Nesta semana, debaixo de desculpas, devolvi-a a Íris. Não sei o que continha e preferi não perguntar, em respeito à correspondência alheia. Mas não tive os mesmos pudores diante daquela senhora esguia de 87 anos, formada em Geografia, História e Antropologia, mulher de João José Bigarella decano da Geologia no país. Pedi palavra. Ela não negou.
Íris é natural da pequena Guajuvira pelas bandas de Araucária onde sua família fez fortuna produzindo fósforos e palhões. A Depressão de 1929 levou os vinténs dos Koehler-Asseburg, mas não o apetite pelo conhecimento. O pai de Íris engenheiro formado na Alemanha não cabia entre o Rio Iguaçu e a Estação Guajuvira e flanava pelos círculos ilustrados de São Paulo. Casado com uma das herdeiras da Casa Hertel sinônimo de música no Paraná legou à filha a herança das letras e da ciência.
Ora, as faíscas entre Íris e Bigarella durante uma expedição a Matinhos foram tão naturais quanto as marés. "Sei não ele deve ter prestado atenção mais nas minhas pernas do que no meu intelecto", diverte-se. Uniram-se, tiveram filhos, ela acompanhou as glórias dos 200 trabalhos acadêmicos do marido. Até que lhe caiu nas mãos o livro O homem e seus símbolos, de Carl Jung.
Foi de uma vez por todas. Mesmo já posta em golinhas bordadas de cambraia, a mulher madura partiu rumo à tal da "expansão da consciência", expressão amada pelos hippies e pelos leitores de Hermann Hesse. De sola, descobriu a biodança, estudou em Zurique, girou mundo, pintou telas e deu pulos ao ouvir um palavrão da boca do artista Edílson Viriato um de seus gurus.
Era só o que faltava à boa moça germânica.
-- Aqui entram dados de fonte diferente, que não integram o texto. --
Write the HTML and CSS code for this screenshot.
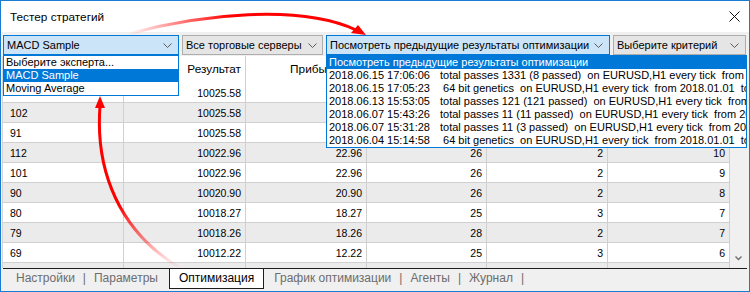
FILE: index.html
```html
<!DOCTYPE html>
<html lang="ru">
<head>
    <meta charset="UTF-8">
    <title>Тестер стратегий</title>
    <link rel="stylesheet" href="styles.css">
</head>
<body>
<div class="window">
    <div class="titlebar">
        <span class="title">Тестер стратегий</span>
        <svg class="close" width="11" height="11" viewBox="0 0 11 11">
            <path d="M0.5 0.5 L10.5 10.5 M10.5 0.5 L0.5 10.5" stroke="#111" stroke-width="1" fill="none"/>
        </svg>
    </div>

    <div class="toolbar">
        <div class="combo active expert">
            <span>MACD Sample</span>
            <svg class="chevron" width="9" height="5" viewBox="0 0 9 5"><path d="M0.5 0.5 L4.5 4.5 L8.5 0.5" stroke="#5a5a5a" fill="none"/></svg>
        </div>
        <div class="combo servers">
            <span>Все торговые серверы</span>
            <svg class="chevron" width="9" height="5" viewBox="0 0 9 5"><path d="M0.5 0.5 L4.5 4.5 L8.5 0.5" stroke="#5a5a5a" fill="none"/></svg>
        </div>
        <div class="combo active history">
            <span>Посмотреть предыдущие результаты оптимизации</span>
            <svg class="chevron" width="9" height="5" viewBox="0 0 9 5"><path d="M0.5 0.5 L4.5 4.5 L8.5 0.5" stroke="#5a5a5a" fill="none"/></svg>
        </div>
        <div class="combo criteria">
            <span>Выберите критерий</span>
            <svg class="chevron" width="9" height="5" viewBox="0 0 9 5"><path d="M0.5 0.5 L4.5 4.5 L8.5 0.5" stroke="#5a5a5a" fill="none"/></svg>
        </div>
    </div>

    <div class="results">
        <div class="grid">
            <!-- cells hidden behind the open lists are left empty -->
            <div class="row header">
                <div class="cell"></div>
                <div class="cell">Результат</div>
                <div class="cell profit">Прибыль</div>
                <div class="cell"></div>
                <div class="cell"></div>
                <div class="cell"></div>
            </div>
            <div class="row">
                <div class="cell"></div><div class="cell">10025.58</div><div class="cell"></div><div class="cell"></div><div class="cell"></div><div class="cell"></div>
            </div>
            <div class="row odd">
                <div class="cell">102</div><div class="cell">10025.58</div><div class="cell"></div><div class="cell"></div><div class="cell"></div><div class="cell"></div>
            </div>
            <div class="row">
                <div class="cell">91</div><div class="cell">10025.58</div><div class="cell"></div><div class="cell"></div><div class="cell"></div><div class="cell"></div>
            </div>
            <div class="row odd">
                <div class="cell">112</div><div class="cell">10022.96</div><div class="cell">22.96</div><div class="cell">26</div><div class="cell">2</div><div class="cell">10</div>
            </div>
            <div class="row">
                <div class="cell">101</div><div class="cell">10022.96</div><div class="cell">22.96</div><div class="cell">26</div><div class="cell">2</div><div class="cell">9</div>
            </div>
            <div class="row odd">
                <div class="cell">90</div><div class="cell">10020.90</div><div class="cell">20.90</div><div class="cell">26</div><div class="cell">2</div><div class="cell">8</div>
            </div>
            <div class="row">
                <div class="cell">80</div><div class="cell">10018.27</div><div class="cell">18.27</div><div class="cell">25</div><div class="cell">3</div><div class="cell">7</div>
            </div>
            <div class="row odd">
                <div class="cell">79</div><div class="cell">10018.26</div><div class="cell">18.26</div><div class="cell">28</div><div class="cell">2</div><div class="cell">7</div>
            </div>
            <div class="row">
                <div class="cell">69</div><div class="cell">10012.22</div><div class="cell">12.22</div><div class="cell">25</div><div class="cell">3</div><div class="cell">6</div>
            </div>
            <div class="row odd">
                <div class="cell"></div><div class="cell"></div><div class="cell"></div><div class="cell"></div><div class="cell"></div><div class="cell"></div>
            </div>
        </div>
        <div class="scrollbar">
            <svg width="7" height="5" viewBox="0 0 7 5"><path d="M0.5 0.5 L3.5 3.5 L6.5 0.5" stroke="#707070" stroke-width="1.4" fill="none"/></svg>
        </div>
    </div>

    <div class="tabs">
        <span class="tab">Настройки</span><span class="sep">|</span>
        <span class="tab">Параметры</span>
        <span class="tab current">Оптимизация</span>
        <span class="tab">График оптимизации</span><span class="sep">|</span>
        <span class="tab">Агенты</span><span class="sep">|</span>
        <span class="tab">Журнал</span><span class="sep">|</span>
    </div>

    <!-- open lists -->
    <ul class="dropdown experts-list">
        <li>Выберите эксперта...</li>
        <li class="selected">MACD Sample</li>
        <li>Moving Average</li>
    </ul>

    <ul class="dropdown history-list">
        <li class="selected">Посмотреть предыдущие результаты оптимизации</li>
        <li><span class="date">2018.06.15 17:06:06</span>total passes 1331 (8 passed)  on EURUSD,H1 every tick  from 2018.01.01  to 2018.06.01</li>
        <li><span class="date">2018.06.15 17:05:23</span> 64 bit genetics  on EURUSD,H1 every tick  from 2018.01.01  to 2018.06.01</li>
        <li><span class="date">2018.06.13 15:53:05</span>total passes 121 (121 passed)  on EURUSD,H1 every tick  from 2018.01.01  to 2018.06.01</li>
        <li><span class="date">2018.06.07 15:43:26</span>total passes 11 (11 passed)  on EURUSD,H1 every tick  from 2018.01.01  to 2018.06.01</li>
        <li><span class="date">2018.06.07 15:31:28</span>total passes 11 (3 passed)  on EURUSD,H1 every tick  from 2018.01.01  to 2018.06.01</li>
        <li><span class="date">2018.06.04 15:14:58</span> 64 bit genetics  on EURUSD,H1 every tick  from 2018.01.01  to 2018.06.01</li>
    </ul>

    <!-- red pointer arrows drawn over the window -->
    <svg class="arrows" width="750" height="292" viewBox="0 0 750 292">
        <defs>
            <linearGradient id="fadeTop" gradientUnits="userSpaceOnUse" x1="128" y1="0" x2="230" y2="0">
                <stop offset="0" stop-color="#ff0000" stop-opacity="0"/>
                <stop offset="1" stop-color="#ff0000" stop-opacity="1"/>
            </linearGradient>
            <linearGradient id="fadeBottom" gradientUnits="userSpaceOnUse" x1="0" y1="268" x2="0" y2="205">
                <stop offset="0" stop-color="#ff0000" stop-opacity="0"/>
                <stop offset="1" stop-color="#ff0000" stop-opacity="1"/>
            </linearGradient>
        </defs>
        <path d="M128 34 C200 14, 300 4, 356 30" stroke="url(#fadeTop)" stroke-width="3" fill="none"/>
        <path d="M366 35 L351 33 L358 25 Z" fill="#ff0000"/>
        <path d="M180 268 C120 232, 95 172, 100 106" stroke="url(#fadeBottom)" stroke-width="3" fill="none"/>
        <path d="M100 96 L95 108 L105 108 Z" fill="#ff0000"/>
    </svg>
</div>
</body>
</html>
```

FILE: styles.css
```css
* {
    box-sizing: border-box;
}

body {
    margin: 0;
    font-family: "Liberation Sans", Arial, sans-serif;
    font-size: 10.5px;
    color: #000;
}

.window {
    position: relative;
    width: 750px;
    height: 292px;
    border: 1px solid #1b7bd0;
    background-color: #f0f0f0;
    display: flex;
    flex-direction: column;
    overflow: hidden;
}

.titlebar {
    flex: none;
    height: 31px;
    background-color: #fff;
    display: flex;
    align-items: center;
    justify-content: space-between;
    padding: 0 9px 0 9px;
}

.title {
    font-size: 11.8px;
}

/* combo boxes row */
.toolbar {
    flex: none;
    display: flex;
    gap: 3px;
    padding: 3px 0 1px 2px;
    font-size: 11px;
}

.combo {
    height: 20px;
    display: flex;
    align-items: center;
    justify-content: space-between;
    padding: 0 6px 0 3px;
    background-color: #e5e5e5;
    border: 1px solid #adadad;
    white-space: nowrap;
}

.combo.active {
    background-color: #cce4f7;
    border-color: #0078d7;
}

.combo.expert { width: 176px; }
.combo.servers { width: 141px; padding-right: 5px; }
.combo.history { width: 284px; }
.combo.criteria { width: 133px; }

/* results table */
.results {
    flex: none;
    height: 212px;
    display: flex;
    padding-left: 1px;
}

.grid {
    width: 728px;
    height: 212px;
    overflow: hidden;
    border-left: 1px solid #d4d4d4;
    background-color: #fff;
}

.row {
    display: grid;
    grid-template-columns: 121px 122px 121px 120px 121px 122px;
    height: 20px;
}

.row.odd {
    background-color: #ebebeb;
}

.row .cell {
    border-right: 1px solid #d0d0d0;
    border-bottom: 1px solid #d0d0d0;
    text-align: right;
    padding: 0 4px;
    line-height: 20px;
    white-space: nowrap;
    overflow: hidden;
}

.row .cell:first-child {
    text-align: left;
    padding-left: 7px;
}

.row.header {
    height: 27px;
    font-size: 11.8px;
}

.row.header .cell {
    border-bottom: none;
    line-height: 27px;
}

.row.header .profit {
    padding-right: 26px;
}

.scrollbar {
    width: 17px;
    height: 212px;
    background-color: #f0f0f0;
    display: flex;
    align-items: flex-end;
    justify-content: center;
    padding-bottom: 7px;
}

/* bottom tabs */
.tabs {
    flex: none;
    height: 23px;
    margin: 0 2px;
    border-top: 1px solid #1e1e1e;
    display: flex;
    align-items: flex-start;
    padding-left: 13px;
    color: #6d6d6d;
    font-size: 12px;
}

.tab {
    line-height: 19px;
    white-space: nowrap;
}

.sep {
    line-height: 19px;
    margin: 0 8px;
}

.tab.current {
    color: #000;
    background-color: #fff;
    border: 1px solid #1e1e1e;
    border-top: none;
    height: 20px;
    margin: 0 10px 0 11px;
    padding: 0 9px;
}

/* open drop-down lists */
.dropdown {
    position: absolute;
    top: 54px;
    margin: 0;
    padding: 0;
    list-style: none;
    background-color: #fff;
    border: 1px solid #0078d7;
    overflow: hidden;
    font-size: 11px;
}

.dropdown li {
    height: 13px;
    line-height: 13px;
    padding-left: 2px;
    white-space: pre;
}

.dropdown li.selected {
    background-color: #0078d7;
    color: #fff;
}

.experts-list {
    left: 2px;
    width: 176px;
}

.history-list {
    left: 325px;
    width: 421px;
}

.history-list .date {
    display: inline-block;
    width: 111px;
}

.arrows {
    position: absolute;
    top: -1px;
    left: -1px;
    pointer-events: none;
}
```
Gargalha ao lembrar. "O Bigarella é racional. Eu sou assim..." "Mais café?", emenda, enquanto fala do México, de xamanismo, do último lançamento de Elizabeth Gilbert. E do livro que escreveu agora em via de ser publicado na Inglaterra. "Almoça com a gente?"
Ano passado, sem alarde, Íris lançou o catatau O grande enigma, uma espécie de Livro Vermelho, de Jung, no qual reúne imagens, poemas e excertos que condensam a maior de suas habilidades: fazer as complexidades parecerem simples bolinhos de chuva.
Quanto à publicação em Londres, "coincidências". Alguém sempre sabe de alguém que conhece Íris do tatame, do chá, do inglês, da acupuntura, dos EUA, do bairro do Cabral ou da internet. Um desses conhecidos passou pela terra da rainha e falou de uma mulher cósmica, lá de Curitiba, "mas só vendo".
Só vendo. Ela faz versos e pinta, fala de Jung e de Bigarella. Vez em quando a bela manda cartas. Do destino das missivas pouco sabe. Várias jazem para sempre. Outras ganham resposta. Algumas lhe são devolvidas no prédio onde mora, fazendo dali a porta do arco-íris.